I agree with this. Likely. I'd love a base around $140 in the weeks after earnings. Stock will need to consolidate and form a base at some point post-Q2.
 
With the bull rush before earnings if there is any slowing to this run up its only going to be a flat market day or slightly down. (i guess you could see alot of profit taking tomorrow if the stock is slow, but i doubt it.)
I wouldn't be expecting a Tesla Tuesday this week.
The Monday before the Q1 May earnings report was a huge gain followed by a Tesla Tuesday. I'm actually hoping on tomorrow and Wednesday being down at least back to like $139 but either way...
 
I haven't been bothered to register an options account, since I'm not a big fan of speculating with options at the current volatility. But this price level is making me nervous, so at this point I really wish I'd have the possibility to buy some insurance. 28% tax on profits in Norway would make it a very painful proposition to sell part of my position.
 
The Monday before the Q1 May earnings report was a huge gain followed by a Tesla Tuesday. I'm actually hoping on tomorrow and Wednesday being down at least back to like $139 but either way...

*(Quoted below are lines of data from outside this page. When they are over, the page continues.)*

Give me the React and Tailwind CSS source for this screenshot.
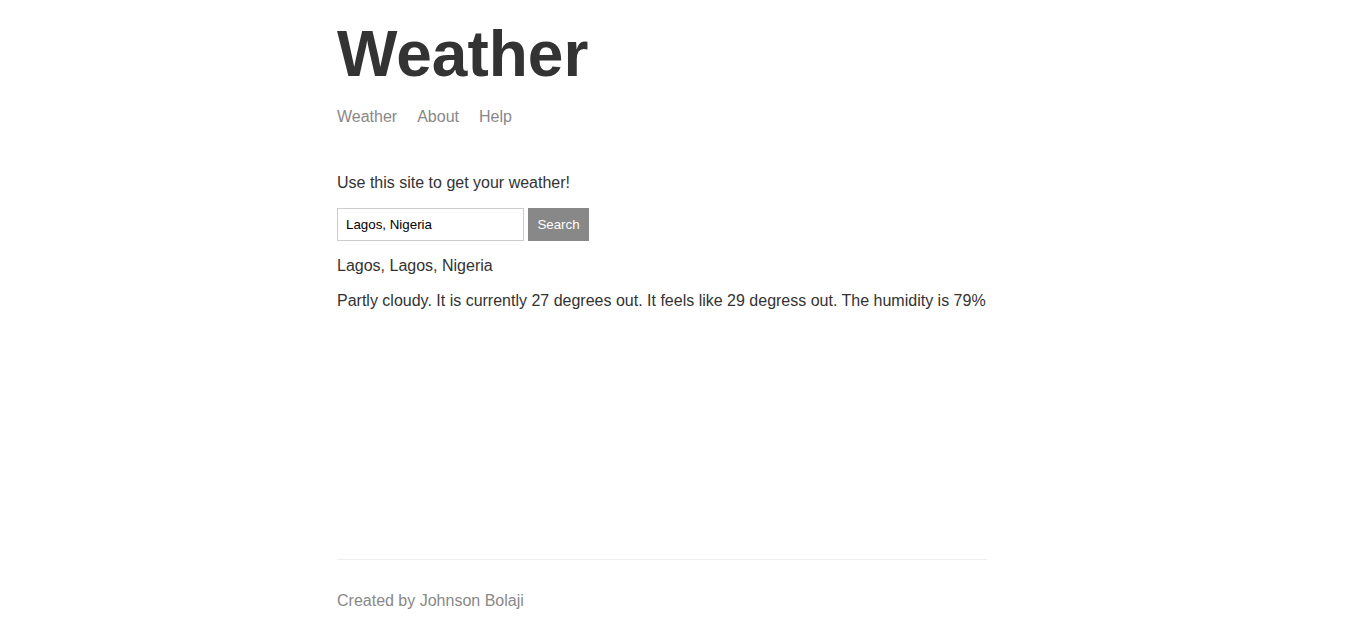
import React, { useState } from 'react';

const App = () => {
  const [location, setLocation] = useState("Lagos, Nigeria");

  const onSubmitHandler = (e) => {
    e.preventDefault();
  };

  return (
    <div className="flex justify-center pr-[21px] bg-white" style={{ fontFamily: '"Liberation Sans", Arial, sans-serif' }}>
      <div className="flex flex-col min-h-screen w-full max-w-[650px] text-[#333333] text-base leading-[1.15]">
        <header className="pt-[18px] mb-12">
          <h1 className="text-[64px] font-bold leading-[1.15] mb-4">Weather</h1>
          <nav className="flex gap-5 text-[#888888]">
            <a href="#">Weather</a>
            <a href="#">About</a>
            <a href="#">Help</a>
          </nav>
        </header>

        <main className="grow">
          <p className="mb-4">Use this site to get your weather!</p>
          <form onSubmit={onSubmitHandler} className="flex gap-1 mb-4">
            <input
              type="text"
              value={location}
              onChange={(e) => setLocation(e.target.value)}
              className="w-[187px] h-[33px] border border-[#cccccc] px-2 text-[13.333px] text-black outline-none"
            />
            <button
              type="submit"
              className="w-[61px] h-[33px] border border-[#888888] bg-[#888888] text-white text-[13.333px] font-medium cursor-pointer"
            >
              Search
            </button>
          </form>
          <p className="mb-4">Lagos, Lagos, Nigeria</p>
          <p className="mb-4">
            Partly cloudy. It is currently 27 degrees out. It feels like 29 degress out. The humidity is 79%
          </p>
        </main>

        <footer className="mt-4 border-t border-[#eeeeee] py-4 text-[#888888]">
          <p className="my-4">Created by Johnson Bolaji</p>
        </footer>
      </div>
    </div>
  );
};

export default App;
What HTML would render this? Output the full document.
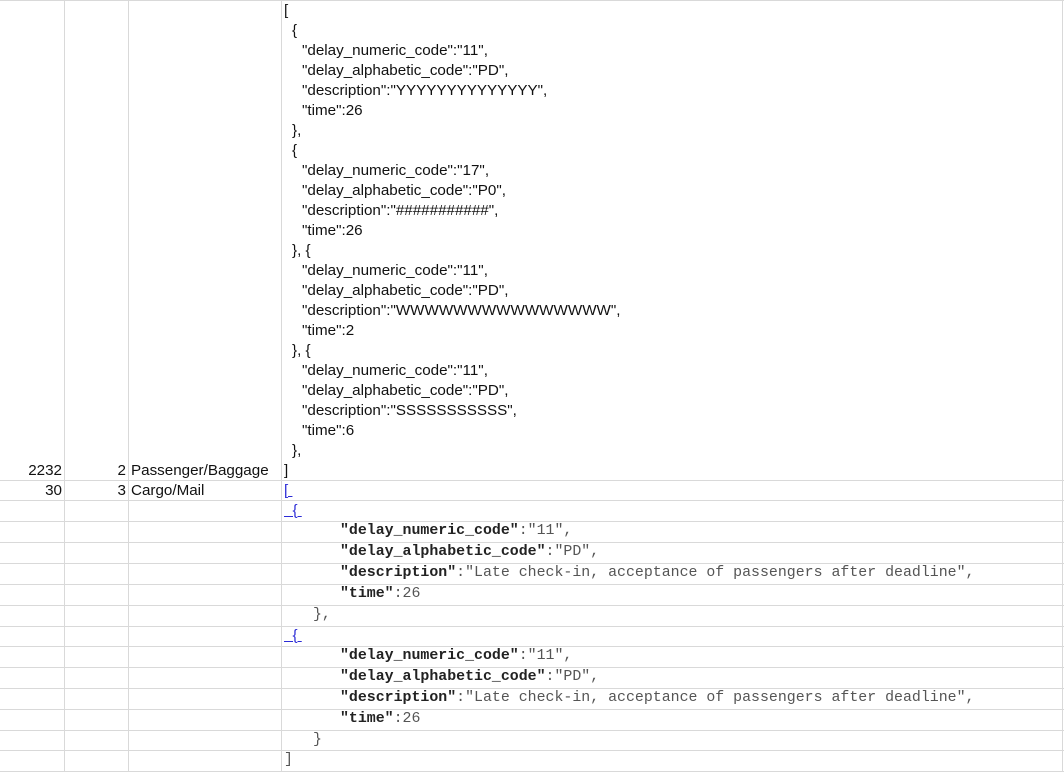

This is true, but now there is alot more attention on the stock then their used to be so this might help fuel a bull run into ER. But who really knows, the market is going to do what its going to do. I could easy see a pull back tomorrow and a small run on wednesday back to this level as people will have all their bets in.
 
Google calendar is showing the following event. Does anyone know what this is ?

Aug 13, 2013

TESLA MOTORS INC at JPMorgan Auto Conference - 4:00PM EDT

I was also wondering about that this morning. Not sure.

Unloaded some Sep 150's for a 110% return just now. I may regret it tomorrow, but realized profits are just so much better than the paper variety. Besides, Tesla Tuesdays are a strange thing.